Em que pesem as desavenças entre Phillipe e Églantine, os dois têm de enfrentar problemas bastante parecidos, o que acaba por aproximá-los. Ambos tentam se adequar às suas novas vidas – a filha, às hecatombes de sua adolescência e o pai, a seus novos empregos como chefe um laboratório e de uma família, em Paris.
Um dos trunfos do filme é, sem dúvidas, falar da adolescência sem ser anacrônico, isto é, com falas e situações incoerentes com tal fase da vida. Na película, são abordados temas próprios da juventude, como sexo e drogas, com uma polidez bastante adequada, sem o famigerado discurso moralista de muitos filmes juvenis.

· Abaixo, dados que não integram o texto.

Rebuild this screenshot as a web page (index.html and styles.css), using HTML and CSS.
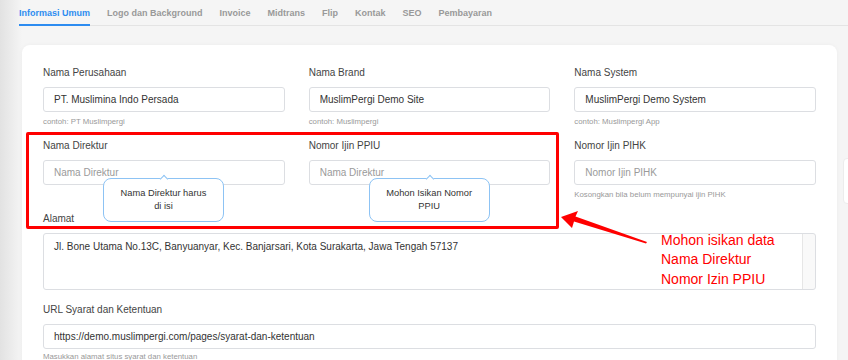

O filme, portanto, trata do conflito de gerações sem entrar em conflito com sua própria linguagem, tanto no que diz respeito ao modo de falar das personagens, quanto no que se refere à sua estética, marcada por diálogos rápidos, digressões e situações cômicas. 15 Anos e Meio não deixa de ser uma boa pedida, uma vez que, apesar de apresentar um enredo óbvio, traz brincadeiras audiovisuais, no mínimo, inteligentes.